Directions » Will you output the lines between the ones holding "Rebuild this screenshot" and "import React from", inclusive, exactly as they stand, and only those lines, with the pictures left out?

Records for the task »

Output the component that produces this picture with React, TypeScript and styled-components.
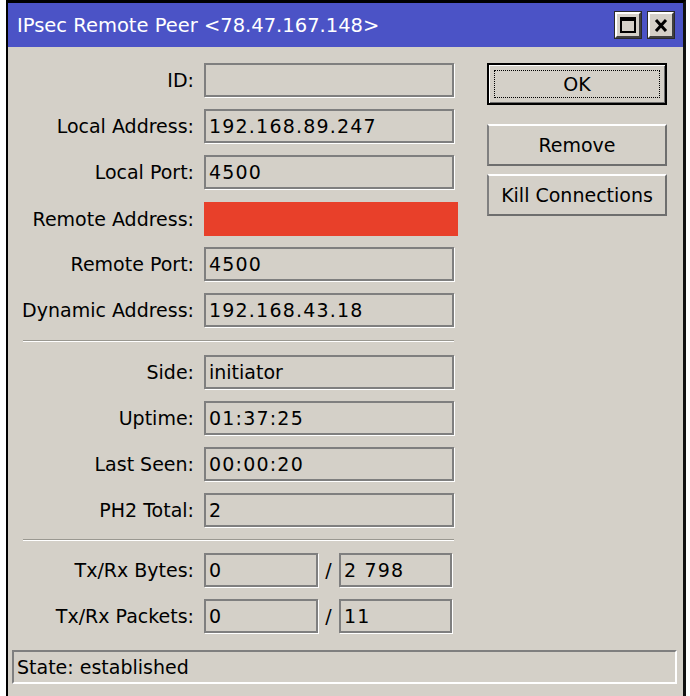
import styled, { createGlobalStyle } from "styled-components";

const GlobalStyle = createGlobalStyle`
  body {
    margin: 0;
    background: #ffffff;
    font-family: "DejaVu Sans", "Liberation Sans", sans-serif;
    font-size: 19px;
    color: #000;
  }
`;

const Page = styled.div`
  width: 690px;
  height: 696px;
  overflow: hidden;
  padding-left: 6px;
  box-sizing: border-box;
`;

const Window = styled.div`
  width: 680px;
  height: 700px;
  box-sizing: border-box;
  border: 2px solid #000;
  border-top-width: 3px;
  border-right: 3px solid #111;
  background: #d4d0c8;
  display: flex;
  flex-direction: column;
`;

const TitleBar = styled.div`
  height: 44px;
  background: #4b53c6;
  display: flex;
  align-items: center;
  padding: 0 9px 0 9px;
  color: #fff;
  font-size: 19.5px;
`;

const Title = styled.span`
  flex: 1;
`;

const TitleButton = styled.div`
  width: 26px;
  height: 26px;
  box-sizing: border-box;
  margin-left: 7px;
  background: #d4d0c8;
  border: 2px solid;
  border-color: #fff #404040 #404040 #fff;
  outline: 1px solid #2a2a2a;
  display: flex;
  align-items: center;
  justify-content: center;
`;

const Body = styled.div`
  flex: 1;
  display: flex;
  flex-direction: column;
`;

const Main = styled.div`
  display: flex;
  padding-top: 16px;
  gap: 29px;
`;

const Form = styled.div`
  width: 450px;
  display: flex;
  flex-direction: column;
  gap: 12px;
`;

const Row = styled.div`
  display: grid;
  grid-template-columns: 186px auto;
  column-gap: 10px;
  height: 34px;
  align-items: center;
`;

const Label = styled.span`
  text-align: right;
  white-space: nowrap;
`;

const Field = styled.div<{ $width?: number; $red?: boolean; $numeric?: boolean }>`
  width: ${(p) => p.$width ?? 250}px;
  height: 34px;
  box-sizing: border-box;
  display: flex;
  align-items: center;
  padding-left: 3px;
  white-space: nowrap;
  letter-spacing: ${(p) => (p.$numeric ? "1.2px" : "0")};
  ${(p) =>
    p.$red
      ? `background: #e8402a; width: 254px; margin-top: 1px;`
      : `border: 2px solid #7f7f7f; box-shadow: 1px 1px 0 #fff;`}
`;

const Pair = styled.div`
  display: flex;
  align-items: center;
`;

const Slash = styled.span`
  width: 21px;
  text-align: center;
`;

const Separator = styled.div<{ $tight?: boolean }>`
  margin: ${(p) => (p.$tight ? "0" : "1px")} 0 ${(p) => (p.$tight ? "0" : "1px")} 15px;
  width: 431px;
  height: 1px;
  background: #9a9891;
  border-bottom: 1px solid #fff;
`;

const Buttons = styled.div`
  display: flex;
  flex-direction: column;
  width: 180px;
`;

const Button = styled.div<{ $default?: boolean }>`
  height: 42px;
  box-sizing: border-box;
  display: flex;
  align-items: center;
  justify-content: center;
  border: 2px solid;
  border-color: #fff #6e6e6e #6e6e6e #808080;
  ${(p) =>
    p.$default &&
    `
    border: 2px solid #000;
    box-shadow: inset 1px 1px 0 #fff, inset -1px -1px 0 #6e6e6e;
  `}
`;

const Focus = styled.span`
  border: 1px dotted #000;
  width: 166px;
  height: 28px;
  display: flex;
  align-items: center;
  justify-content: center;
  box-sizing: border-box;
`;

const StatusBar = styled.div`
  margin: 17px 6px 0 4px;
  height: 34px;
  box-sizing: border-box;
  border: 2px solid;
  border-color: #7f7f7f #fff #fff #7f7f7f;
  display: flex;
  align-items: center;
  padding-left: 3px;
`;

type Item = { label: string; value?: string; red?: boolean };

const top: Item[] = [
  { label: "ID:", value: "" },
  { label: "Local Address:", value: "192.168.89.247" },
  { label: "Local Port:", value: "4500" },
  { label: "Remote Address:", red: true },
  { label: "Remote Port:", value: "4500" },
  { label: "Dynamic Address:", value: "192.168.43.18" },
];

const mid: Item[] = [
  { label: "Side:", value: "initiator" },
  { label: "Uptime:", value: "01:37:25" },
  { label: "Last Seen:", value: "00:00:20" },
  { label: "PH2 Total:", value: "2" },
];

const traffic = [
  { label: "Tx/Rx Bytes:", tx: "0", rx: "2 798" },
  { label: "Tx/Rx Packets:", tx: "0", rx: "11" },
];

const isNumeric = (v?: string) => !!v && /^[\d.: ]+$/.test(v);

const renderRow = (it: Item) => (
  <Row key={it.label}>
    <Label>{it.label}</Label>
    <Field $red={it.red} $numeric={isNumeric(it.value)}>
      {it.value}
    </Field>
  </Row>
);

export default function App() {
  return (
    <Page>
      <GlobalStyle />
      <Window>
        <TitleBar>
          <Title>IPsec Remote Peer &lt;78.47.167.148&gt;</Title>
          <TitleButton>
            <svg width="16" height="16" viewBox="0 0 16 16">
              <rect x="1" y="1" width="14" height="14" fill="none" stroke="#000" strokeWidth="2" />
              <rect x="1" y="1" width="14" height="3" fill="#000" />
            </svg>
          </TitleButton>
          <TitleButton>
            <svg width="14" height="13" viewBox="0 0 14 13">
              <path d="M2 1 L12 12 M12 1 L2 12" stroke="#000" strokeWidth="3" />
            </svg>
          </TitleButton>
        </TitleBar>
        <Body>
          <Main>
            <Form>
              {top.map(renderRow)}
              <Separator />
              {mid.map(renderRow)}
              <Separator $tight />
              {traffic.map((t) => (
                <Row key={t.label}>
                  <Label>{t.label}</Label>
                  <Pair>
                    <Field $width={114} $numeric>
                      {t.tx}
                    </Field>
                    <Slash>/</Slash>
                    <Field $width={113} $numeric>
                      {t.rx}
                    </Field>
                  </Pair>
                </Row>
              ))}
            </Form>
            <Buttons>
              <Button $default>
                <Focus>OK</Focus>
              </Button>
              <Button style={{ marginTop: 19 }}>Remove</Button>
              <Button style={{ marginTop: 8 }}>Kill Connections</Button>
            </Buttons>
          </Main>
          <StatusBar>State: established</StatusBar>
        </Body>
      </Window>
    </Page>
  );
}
---
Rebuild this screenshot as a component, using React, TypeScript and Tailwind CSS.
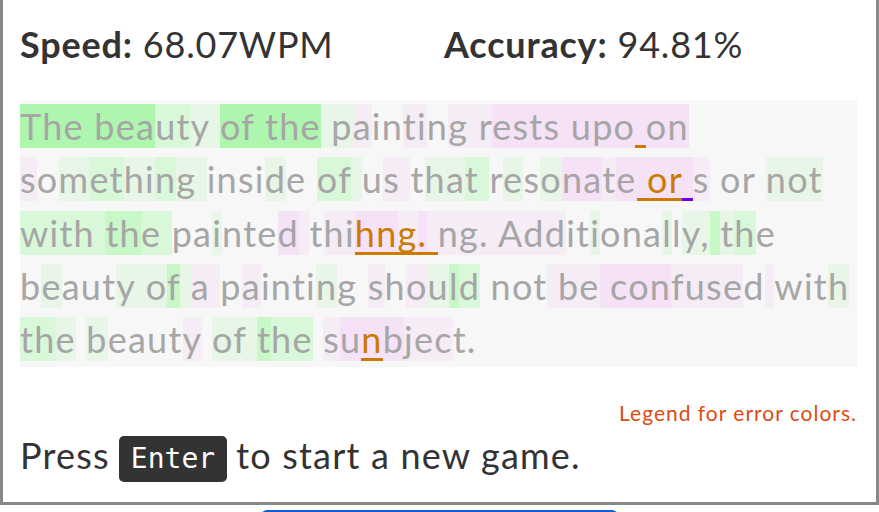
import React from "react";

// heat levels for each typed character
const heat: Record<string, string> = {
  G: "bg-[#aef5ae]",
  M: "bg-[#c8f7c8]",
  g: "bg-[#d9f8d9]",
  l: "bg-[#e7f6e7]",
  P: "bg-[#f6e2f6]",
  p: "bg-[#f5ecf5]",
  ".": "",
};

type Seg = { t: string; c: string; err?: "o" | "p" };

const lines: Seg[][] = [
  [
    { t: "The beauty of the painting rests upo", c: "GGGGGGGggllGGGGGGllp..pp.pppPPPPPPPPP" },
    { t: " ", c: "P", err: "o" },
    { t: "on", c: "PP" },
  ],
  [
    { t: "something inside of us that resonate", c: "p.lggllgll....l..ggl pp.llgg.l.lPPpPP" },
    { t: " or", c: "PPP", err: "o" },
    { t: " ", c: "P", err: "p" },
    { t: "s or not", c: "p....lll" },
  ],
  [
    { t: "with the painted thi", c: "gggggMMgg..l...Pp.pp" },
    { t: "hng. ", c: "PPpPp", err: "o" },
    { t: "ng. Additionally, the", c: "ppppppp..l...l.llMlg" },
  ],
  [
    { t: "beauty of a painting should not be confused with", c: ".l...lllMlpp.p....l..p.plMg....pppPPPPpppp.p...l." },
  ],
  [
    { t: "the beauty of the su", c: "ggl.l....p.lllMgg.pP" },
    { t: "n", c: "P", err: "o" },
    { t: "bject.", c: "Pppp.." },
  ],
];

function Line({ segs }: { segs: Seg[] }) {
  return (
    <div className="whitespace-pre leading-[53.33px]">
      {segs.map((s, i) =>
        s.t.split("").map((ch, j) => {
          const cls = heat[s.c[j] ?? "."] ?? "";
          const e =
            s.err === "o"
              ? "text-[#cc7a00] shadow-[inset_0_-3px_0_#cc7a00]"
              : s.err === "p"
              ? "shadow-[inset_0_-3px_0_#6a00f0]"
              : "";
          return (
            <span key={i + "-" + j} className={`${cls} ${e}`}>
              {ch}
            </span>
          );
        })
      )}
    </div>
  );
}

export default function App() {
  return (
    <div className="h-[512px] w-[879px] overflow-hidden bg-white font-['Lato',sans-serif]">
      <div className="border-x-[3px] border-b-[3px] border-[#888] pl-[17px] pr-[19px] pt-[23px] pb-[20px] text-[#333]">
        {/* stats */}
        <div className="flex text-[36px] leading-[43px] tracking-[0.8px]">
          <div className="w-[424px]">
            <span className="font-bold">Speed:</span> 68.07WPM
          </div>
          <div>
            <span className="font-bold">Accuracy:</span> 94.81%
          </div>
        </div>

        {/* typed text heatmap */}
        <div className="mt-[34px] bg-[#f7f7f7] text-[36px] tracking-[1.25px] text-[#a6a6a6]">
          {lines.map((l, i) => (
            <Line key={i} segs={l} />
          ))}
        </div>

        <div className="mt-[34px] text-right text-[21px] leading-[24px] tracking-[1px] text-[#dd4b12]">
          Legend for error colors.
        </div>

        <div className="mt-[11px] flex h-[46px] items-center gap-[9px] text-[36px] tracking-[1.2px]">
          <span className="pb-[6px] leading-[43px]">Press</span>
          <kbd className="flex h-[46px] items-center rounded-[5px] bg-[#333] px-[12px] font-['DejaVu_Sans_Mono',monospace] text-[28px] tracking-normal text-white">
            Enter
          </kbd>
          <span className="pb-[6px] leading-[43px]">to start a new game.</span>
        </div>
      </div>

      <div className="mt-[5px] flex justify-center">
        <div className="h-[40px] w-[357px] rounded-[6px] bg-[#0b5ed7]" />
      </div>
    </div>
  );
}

Solution to this task »
Rebuild this screenshot as a component, using React, TypeScript and Tailwind CSS.
import React from "react";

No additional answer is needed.